-- GIVEN ENTRIES start --

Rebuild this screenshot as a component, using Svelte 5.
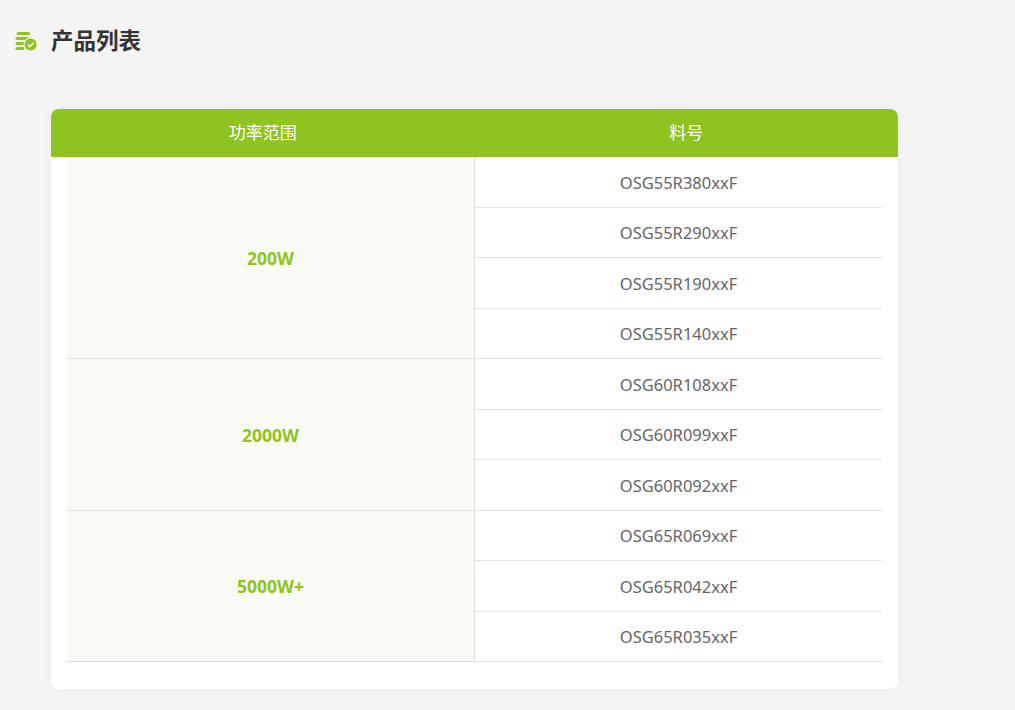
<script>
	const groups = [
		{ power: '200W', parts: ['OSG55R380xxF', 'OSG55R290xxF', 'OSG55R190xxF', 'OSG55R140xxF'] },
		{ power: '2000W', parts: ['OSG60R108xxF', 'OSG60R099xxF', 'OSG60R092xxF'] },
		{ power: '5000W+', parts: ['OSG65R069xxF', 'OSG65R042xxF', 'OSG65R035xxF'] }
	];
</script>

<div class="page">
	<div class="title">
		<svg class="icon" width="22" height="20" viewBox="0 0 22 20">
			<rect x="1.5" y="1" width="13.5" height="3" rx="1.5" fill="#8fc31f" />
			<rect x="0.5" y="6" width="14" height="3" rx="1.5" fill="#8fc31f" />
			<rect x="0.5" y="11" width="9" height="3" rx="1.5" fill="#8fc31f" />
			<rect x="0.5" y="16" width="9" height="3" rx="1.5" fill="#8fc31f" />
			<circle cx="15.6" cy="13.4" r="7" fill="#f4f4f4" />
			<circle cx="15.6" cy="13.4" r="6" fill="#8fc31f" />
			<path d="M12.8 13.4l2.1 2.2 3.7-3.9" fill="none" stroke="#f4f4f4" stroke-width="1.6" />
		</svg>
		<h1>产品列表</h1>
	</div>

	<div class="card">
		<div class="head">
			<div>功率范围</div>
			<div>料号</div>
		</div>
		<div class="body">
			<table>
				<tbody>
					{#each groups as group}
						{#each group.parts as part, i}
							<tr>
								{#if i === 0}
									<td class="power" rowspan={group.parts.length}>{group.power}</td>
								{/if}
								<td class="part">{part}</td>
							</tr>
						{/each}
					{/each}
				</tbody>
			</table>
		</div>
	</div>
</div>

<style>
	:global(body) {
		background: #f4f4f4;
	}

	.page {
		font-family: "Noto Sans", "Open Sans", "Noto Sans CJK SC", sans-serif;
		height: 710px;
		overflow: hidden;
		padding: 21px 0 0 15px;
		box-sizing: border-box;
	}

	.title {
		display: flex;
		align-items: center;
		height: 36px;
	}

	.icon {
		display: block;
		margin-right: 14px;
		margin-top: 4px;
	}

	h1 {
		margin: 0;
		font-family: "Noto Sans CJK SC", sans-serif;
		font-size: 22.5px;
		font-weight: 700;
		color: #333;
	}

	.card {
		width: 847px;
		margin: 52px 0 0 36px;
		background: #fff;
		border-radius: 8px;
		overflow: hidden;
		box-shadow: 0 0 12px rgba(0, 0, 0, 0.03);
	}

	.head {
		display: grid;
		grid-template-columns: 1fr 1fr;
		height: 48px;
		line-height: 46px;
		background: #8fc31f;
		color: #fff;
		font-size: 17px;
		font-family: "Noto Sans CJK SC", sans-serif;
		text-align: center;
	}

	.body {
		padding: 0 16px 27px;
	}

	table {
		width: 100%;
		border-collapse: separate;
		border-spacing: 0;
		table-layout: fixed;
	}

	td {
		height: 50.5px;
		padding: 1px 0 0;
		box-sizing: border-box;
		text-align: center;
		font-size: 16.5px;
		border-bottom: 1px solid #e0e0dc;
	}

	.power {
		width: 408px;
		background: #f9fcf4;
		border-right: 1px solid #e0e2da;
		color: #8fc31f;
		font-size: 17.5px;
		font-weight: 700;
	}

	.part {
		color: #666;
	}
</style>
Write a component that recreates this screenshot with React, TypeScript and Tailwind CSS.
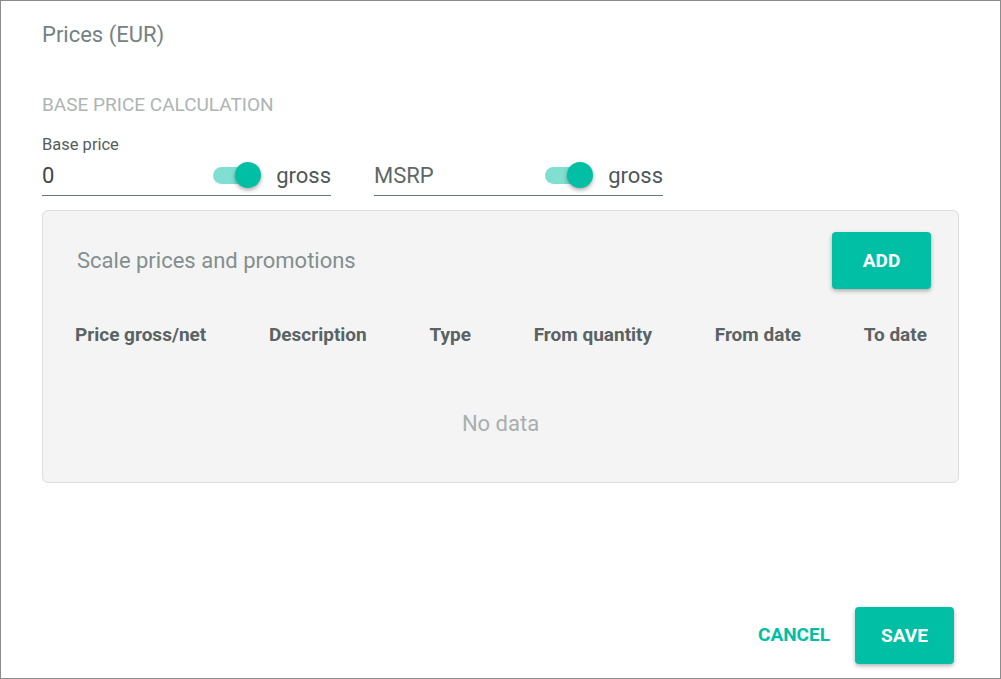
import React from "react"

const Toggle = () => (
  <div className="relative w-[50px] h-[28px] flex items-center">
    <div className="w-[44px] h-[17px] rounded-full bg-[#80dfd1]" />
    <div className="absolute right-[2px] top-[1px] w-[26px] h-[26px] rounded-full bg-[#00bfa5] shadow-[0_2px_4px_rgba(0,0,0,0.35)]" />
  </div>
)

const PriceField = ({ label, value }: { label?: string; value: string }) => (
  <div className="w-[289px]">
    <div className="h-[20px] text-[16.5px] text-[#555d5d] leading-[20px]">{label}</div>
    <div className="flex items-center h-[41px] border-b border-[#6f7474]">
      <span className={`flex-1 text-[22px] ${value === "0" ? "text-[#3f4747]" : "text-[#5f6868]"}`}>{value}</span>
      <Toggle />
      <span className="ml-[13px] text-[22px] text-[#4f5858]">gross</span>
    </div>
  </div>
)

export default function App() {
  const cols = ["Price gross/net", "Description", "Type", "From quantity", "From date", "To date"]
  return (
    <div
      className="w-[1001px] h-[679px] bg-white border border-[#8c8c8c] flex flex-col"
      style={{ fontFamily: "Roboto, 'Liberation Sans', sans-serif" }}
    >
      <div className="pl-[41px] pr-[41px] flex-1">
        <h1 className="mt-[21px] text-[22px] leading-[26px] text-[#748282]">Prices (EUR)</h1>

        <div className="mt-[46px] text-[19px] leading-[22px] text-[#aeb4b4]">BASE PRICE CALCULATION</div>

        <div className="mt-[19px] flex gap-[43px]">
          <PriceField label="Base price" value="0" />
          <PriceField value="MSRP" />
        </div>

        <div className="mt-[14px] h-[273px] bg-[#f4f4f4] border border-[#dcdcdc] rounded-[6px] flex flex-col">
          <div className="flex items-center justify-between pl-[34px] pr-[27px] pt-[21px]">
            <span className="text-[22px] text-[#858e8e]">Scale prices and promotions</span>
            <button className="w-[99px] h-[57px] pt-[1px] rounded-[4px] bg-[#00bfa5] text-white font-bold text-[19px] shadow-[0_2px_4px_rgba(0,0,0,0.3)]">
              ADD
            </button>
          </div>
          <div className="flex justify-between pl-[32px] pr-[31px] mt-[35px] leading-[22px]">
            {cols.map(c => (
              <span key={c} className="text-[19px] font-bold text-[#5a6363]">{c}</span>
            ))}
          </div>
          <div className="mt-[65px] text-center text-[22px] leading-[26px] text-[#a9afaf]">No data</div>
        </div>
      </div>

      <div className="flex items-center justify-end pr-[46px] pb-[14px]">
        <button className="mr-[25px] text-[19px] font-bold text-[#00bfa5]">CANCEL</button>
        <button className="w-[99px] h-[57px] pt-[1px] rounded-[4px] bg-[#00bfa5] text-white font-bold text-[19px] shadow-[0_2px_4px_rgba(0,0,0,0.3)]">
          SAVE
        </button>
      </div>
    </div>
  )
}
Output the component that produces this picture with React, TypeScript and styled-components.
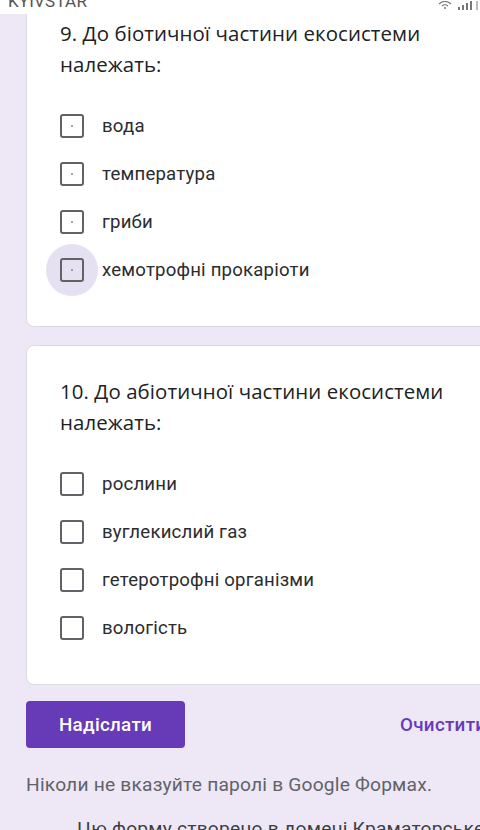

-- GIVEN ENTRIES end --

== REQUIRED TASK ==
Leave the pictures out, and print every line of the listing exactly as written.

== WRITTEN ANSWER ==
Rebuild this screenshot as a component, using Svelte 5.
<script>
	const groups = [
		{ power: '200W', parts: ['OSG55R380xxF', 'OSG55R290xxF', 'OSG55R190xxF', 'OSG55R140xxF'] },
		{ power: '2000W', parts: ['OSG60R108xxF', 'OSG60R099xxF', 'OSG60R092xxF'] },
		{ power: '5000W+', parts: ['OSG65R069xxF', 'OSG65R042xxF', 'OSG65R035xxF'] }
	];
</script>

<div class="page">
	<div class="title">
		<svg class="icon" width="22" height="20" viewBox="0 0 22 20">
			<rect x="1.5" y="1" width="13.5" height="3" rx="1.5" fill="#8fc31f" />
			<rect x="0.5" y="6" width="14" height="3" rx="1.5" fill="#8fc31f" />
			<rect x="0.5" y="11" width="9" height="3" rx="1.5" fill="#8fc31f" />
			<rect x="0.5" y="16" width="9" height="3" rx="1.5" fill="#8fc31f" />
			<circle cx="15.6" cy="13.4" r="7" fill="#f4f4f4" />
			<circle cx="15.6" cy="13.4" r="6" fill="#8fc31f" />
			<path d="M12.8 13.4l2.1 2.2 3.7-3.9" fill="none" stroke="#f4f4f4" stroke-width="1.6" />
		</svg>
		<h1>产品列表</h1>
	</div>

	<div class="card">
		<div class="head">
			<div>功率范围</div>
			<div>料号</div>
		</div>
		<div class="body">
			<table>
				<tbody>
					{#each groups as group}
						{#each group.parts as part, i}
							<tr>
								{#if i === 0}
									<td class="power" rowspan={group.parts.length}>{group.power}</td>
								{/if}
								<td class="part">{part}</td>
							</tr>
						{/each}
					{/each}
				</tbody>
			</table>
		</div>
	</div>
</div>

<style>
	:global(body) {
		background: #f4f4f4;
	}

	.page {
		font-family: "Noto Sans", "Open Sans", "Noto Sans CJK SC", sans-serif;
		height: 710px;
		overflow: hidden;
		padding: 21px 0 0 15px;
		box-sizing: border-box;
	}

	.title {
		display: flex;
		align-items: center;
		height: 36px;
	}

	.icon {
		display: block;
		margin-right: 14px;
		margin-top: 4px;
	}

	h1 {
		margin: 0;
		font-family: "Noto Sans CJK SC", sans-serif;
		font-size: 22.5px;
		font-weight: 700;
		color: #333;
	}

	.card {
		width: 847px;
		margin: 52px 0 0 36px;
		background: #fff;
		border-radius: 8px;
		overflow: hidden;
		box-shadow: 0 0 12px rgba(0, 0, 0, 0.03);
	}

	.head {
		display: grid;
		grid-template-columns: 1fr 1fr;
		height: 48px;
		line-height: 46px;
		background: #8fc31f;
		color: #fff;
		font-size: 17px;
		font-family: "Noto Sans CJK SC", sans-serif;
		text-align: center;
	}

	.body {
		padding: 0 16px 27px;
	}

	table {
		width: 100%;
		border-collapse: separate;
		border-spacing: 0;
		table-layout: fixed;
	}

	td {
		height: 50.5px;
		padding: 1px 0 0;
		box-sizing: border-box;
		text-align: center;
		font-size: 16.5px;
		border-bottom: 1px solid #e0e0dc;
	}

	.power {
		width: 408px;
		background: #f9fcf4;
		border-right: 1px solid #e0e2da;
		color: #8fc31f;
		font-size: 17.5px;
		font-weight: 700;
	}

	.part {
		color: #666;
	}
</style>
Write a component that recreates this screenshot with React, TypeScript and Tailwind CSS.
import React from "react"

const Toggle = () => (
  <div className="relative w-[50px] h-[28px] flex items-center">
    <div className="w-[44px] h-[17px] rounded-full bg-[#80dfd1]" />
    <div className="absolute right-[2px] top-[1px] w-[26px] h-[26px] rounded-full bg-[#00bfa5] shadow-[0_2px_4px_rgba(0,0,0,0.35)]" />
  </div>
)

const PriceField = ({ label, value }: { label?: string; value: string }) => (
  <div className="w-[289px]">
    <div className="h-[20px] text-[16.5px] text-[#555d5d] leading-[20px]">{label}</div>
    <div className="flex items-center h-[41px] border-b border-[#6f7474]">
      <span className={`flex-1 text-[22px] ${value === "0" ? "text-[#3f4747]" : "text-[#5f6868]"}`}>{value}</span>
      <Toggle />
      <span className="ml-[13px] text-[22px] text-[#4f5858]">gross</span>
    </div>
  </div>
)

export default function App() {
  const cols = ["Price gross/net", "Description", "Type", "From quantity", "From date", "To date"]
  return (
    <div
      className="w-[1001px] h-[679px] bg-white border border-[#8c8c8c] flex flex-col"
      style={{ fontFamily: "Roboto, 'Liberation Sans', sans-serif" }}
    >
      <div className="pl-[41px] pr-[41px] flex-1">
        <h1 className="mt-[21px] text-[22px] leading-[26px] text-[#748282]">Prices (EUR)</h1>

        <div className="mt-[46px] text-[19px] leading-[22px] text-[#aeb4b4]">BASE PRICE CALCULATION</div>

        <div className="mt-[19px] flex gap-[43px]">
          <PriceField label="Base price" value="0" />
          <PriceField value="MSRP" />
        </div>

        <div className="mt-[14px] h-[273px] bg-[#f4f4f4] border border-[#dcdcdc] rounded-[6px] flex flex-col">
          <div className="flex items-center justify-between pl-[34px] pr-[27px] pt-[21px]">
            <span className="text-[22px] text-[#858e8e]">Scale prices and promotions</span>
            <button className="w-[99px] h-[57px] pt-[1px] rounded-[4px] bg-[#00bfa5] text-white font-bold text-[19px] shadow-[0_2px_4px_rgba(0,0,0,0.3)]">
              ADD
            </button>
          </div>
          <div className="flex justify-between pl-[32px] pr-[31px] mt-[35px] leading-[22px]">
            {cols.map(c => (
              <span key={c} className="text-[19px] font-bold text-[#5a6363]">{c}</span>
            ))}
          </div>
          <div className="mt-[65px] text-center text-[22px] leading-[26px] text-[#a9afaf]">No data</div>
        </div>
      </div>

      <div className="flex items-center justify-end pr-[46px] pb-[14px]">
        <button className="mr-[25px] text-[19px] font-bold text-[#00bfa5]">CANCEL</button>
        <button className="w-[99px] h-[57px] pt-[1px] rounded-[4px] bg-[#00bfa5] text-white font-bold text-[19px] shadow-[0_2px_4px_rgba(0,0,0,0.3)]">
          SAVE
        </button>
      </div>
    </div>
  )
}
Output the component that produces this picture with React, TypeScript and styled-components.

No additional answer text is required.